[What this task involves] Find the string "React" and gather every line that holds it.

[Data lines]
/---

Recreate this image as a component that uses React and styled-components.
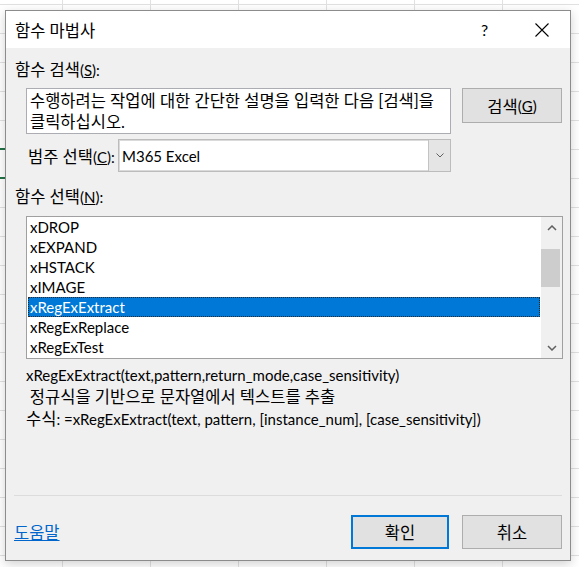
import React from "react";
import styled, { createGlobalStyle } from "styled-components";

const GlobalStyle = createGlobalStyle`
  html, body {
    margin: 0;
    padding: 0;
  }
  body {
    font-family: Lato, "Noto Sans CJK KR", sans-serif;
    font-size: 15px;
    color: #000;
  }
`;

// Hangul in the dialog runs a little larger than the latin text
const Ko = styled.span`
  font-size: 16.5px;
`;

const Sheet = styled.div`
  position: relative;
  width: 579px;
  height: 567px;
  overflow: hidden;
  box-sizing: border-box;
  padding: 10px 0 0 5px;
  background-color: #fff;
  background-image: linear-gradient(to right, #e1e1e1 1px, transparent 1px),
    linear-gradient(to bottom, #e1e1e1 1px, transparent 1px);
  background-size: 88px 100%, 100% 29px;
  background-position: 62px 0, 0 4px;
`;

const SelectedCell = styled.div`
  position: absolute;
  left: -30px;
  top: 148px;
  width: 92px;
  height: 31px;
  box-sizing: border-box;
  border: 2px solid #217346;
`;

const Dialog = styled.div`
  position: relative;
  z-index: 1;
  width: 566px;
  height: 551px;
  box-sizing: border-box;
  border: 1px solid #8c8c8c;
  background: #f0f0f0;
  display: flex;
  flex-direction: column;
  box-shadow: 0 3px 10px rgba(0, 0, 0, 0.18);
`;

const TitleBar = styled.div`
  height: 37px;
  flex-shrink: 0;
  background: #fff;
  display: flex;
  align-items: center;
  padding-left: 9px;
`;

const Title = styled.div`
  flex: 1;
`;

const TitleButton = styled.div`
  width: 57px;
  height: 37px;
  display: flex;
  align-items: center;
  justify-content: center;
  font-size: 16px;
`;

const Body = styled.div`
  flex: 1;
  display: flex;
  flex-direction: column;
  padding: 12px 8px 11px 9px;
`;

const Label = styled.div`
  line-height: 20px;
  margin-top: ${(p) => p.$top || 0}px;
  white-space: nowrap;
`;

const SearchRow = styled.div`
  display: flex;
  align-items: flex-start;
  margin-top: 8px;
`;

const SearchBox = styled.div`
  width: 425px;
  height: 46px;
  box-sizing: border-box;
  margin-left: 11px;
  border: 1px solid #abadb3;
  background: #fff;
  padding: 2px 3px;
  line-height: 21px;
  white-space: nowrap;
`;

const Button = styled.div`
  width: ${(p) => p.$width || 100}px;
  height: ${(p) => p.$height || 34}px;
  box-sizing: border-box;
  margin-left: ${(p) => p.$left || 0}px;
  display: flex;
  align-items: center;
  justify-content: center;
  background: #e1e1e1;
  border: ${(p) => (p.$default ? "2px solid #0078d7" : "1px solid #adadad")};
`;

const CategoryRow = styled.div`
  display: flex;
  align-items: center;
  margin-top: 5px;
  margin-left: 13px;
`;

const CategoryLabel = styled.div`
  width: 90px;
  white-space: nowrap;
`;

const Select = styled.div`
  width: 333px;
  height: 33px;
  box-sizing: border-box;
  border: 1px solid #bcbcbc;
  box-shadow: inset 0 0 0 1px #dadada;
  background: #fff;
  display: flex;
`;

const SelectValue = styled.div`
  flex: 1;
  display: flex;
  align-items: center;
  padding-left: 3px;
`;

const SelectArrow = styled.div`
  width: 21px;
  background: #e5e5e5;
  border-left: 1px solid #c3c3c3;
  display: flex;
  align-items: center;
  justify-content: center;
  color: #606060;
`;

const ListBox = styled.div`
  width: 537px;
  height: 143px;
  box-sizing: border-box;
  margin: 9px 0 0 11px;
  border: 1px solid #a0a0a0;
  background: #fff;
  display: flex;
`;

const Rows = styled.div`
  flex: 1;
  padding: 0 1px;
`;

const Row = styled.div`
  height: 20px;
  line-height: 20px;
  padding-left: 2px;
  background: ${(p) => (p.$selected ? "#0078d7" : "transparent")};
  color: ${(p) => (p.$selected ? "#fff" : "#000")};
  outline: ${(p) => (p.$selected ? "1px dotted #2a2a2a" : "none")};
  outline-offset: -1px;
`;

const ScrollBar = styled.div`
  width: 21px;
  background: #f0f0f0;
  display: flex;
  flex-direction: column;
`;

const ScrollArrow = styled.div`
  height: 21px;
  display: flex;
  align-items: center;
  justify-content: center;
  color: #606060;
`;

const ScrollTrack = styled.div`
  flex: 1;
  padding-top: 11px;
`;

const Thumb = styled.div`
  height: 38px;
  margin-right: 2px;
  background: #cdcdcd;
`;

const Description = styled.div`
  margin-top: 5px;
  margin-left: 11px;
  line-height: 22px;
`;

const DescLine = styled.div`
  white-space: pre;
`;

const Separator = styled.div`
  margin-top: auto;
  height: 1px;
  margin-left: -1px;
  background: #dcdcdc;
`;

const Footer = styled.div`
  display: flex;
  align-items: center;
  margin-top: 19px;
`;

const HelpLink = styled.a`
  margin-left: -1px;
  margin-right: auto;
  color: #0066cc;
  text-decoration: underline;
`;

const Chevron = ({ up }) => (
  <svg width="10" height="6" viewBox="0 0 10 6">
    <polyline
      points={up ? "1,5 5,1 9,5" : "1,1 5,5 9,1"}
      fill="none"
      stroke="currentColor"
      strokeWidth="1.5"
    />
  </svg>
);

const items = [
  "xDROP",
  "xEXPAND",
  "xHSTACK",
  "xIMAGE",
  "xRegExExtract",
  "xRegExReplace",
  "xRegExTest",
];

const App = () => {
  const selected = "xRegExExtract";
  return (
    <Sheet>
      <GlobalStyle />
      <SelectedCell />
      <Dialog>
        <TitleBar>
          <Title>
            <Ko>함수 마법사</Ko>
          </Title>
          <TitleButton>?</TitleButton>
          <TitleButton>
            <svg width="14" height="14" viewBox="0 0 14 14">
              <path d="M0.5 0.5 L13.5 13.5 M13.5 0.5 L0.5 13.5" stroke="#000" strokeWidth="1.1" />
            </svg>
          </TitleButton>
        </TitleBar>
        <Body>
          <Label>
            <Ko>함수 검색</Ko>(<u>S</u>):
          </Label>
          <SearchRow>
            <SearchBox>
              <Ko>수행하려는 작업에 대한 간단한 설명을 입력한 다음 [검색]을</Ko>
              <br />
              <Ko>클릭하십시오.</Ko>
            </SearchBox>
            <Button $left={11} $height={35}>
              <Ko>검색</Ko>(<u>G</u>)
            </Button>
          </SearchRow>
          <CategoryRow>
            <CategoryLabel>
              <Ko>범주 선택</Ko>(<u>C</u>):
            </CategoryLabel>
            <Select>
              <SelectValue>M365 Excel</SelectValue>
              <SelectArrow>
                <svg width="8" height="5" viewBox="0 0 8 5">
                  <polyline points="0.5,0.5 4,4 7.5,0.5" fill="none" stroke="currentColor" strokeWidth="1" />
                </svg>
              </SelectArrow>
            </Select>
          </CategoryRow>
          <Label $top={15}>
            <Ko>함수 선택</Ko>(<u>N</u>):
          </Label>
          <ListBox>
            <Rows>
              {items.map((name) => (
                <Row key={name} $selected={name === selected}>
                  {name}
                </Row>
              ))}
            </Rows>
            <ScrollBar>
              <ScrollArrow>
                <Chevron up />
              </ScrollArrow>
              <ScrollTrack>
                <Thumb />
              </ScrollTrack>
              <ScrollArrow>
                <Chevron />
              </ScrollArrow>
            </ScrollBar>
          </ListBox>
          <Description>
            <DescLine>xRegExExtract(text,pattern,return_mode,case_sensitivity)</DescLine>
            <DescLine>
              {" "}
              <Ko>정규식을 기반으로 문자열에서 텍스트를 추출</Ko>
            </DescLine>
            <DescLine>
              <Ko>수식</Ko>: =xRegExExtract(text, pattern, [instance_num], [case_sensitivity])
            </DescLine>
          </Description>
          <Separator />
          <Footer>
            <HelpLink>
              <Ko>도움말</Ko>
            </HelpLink>
            <Button $default $width={98}>
              <Ko>확인</Ko>
            </Button>
            <Button $left={13}>
              <Ko>취소</Ko>
            </Button>
          </Footer>
        </Body>
      </Dialog>
    </Sheet>
  );
};

export default App;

\---

[Solution]
Recreate this image as a component that uses React and styled-components.
import React from "react";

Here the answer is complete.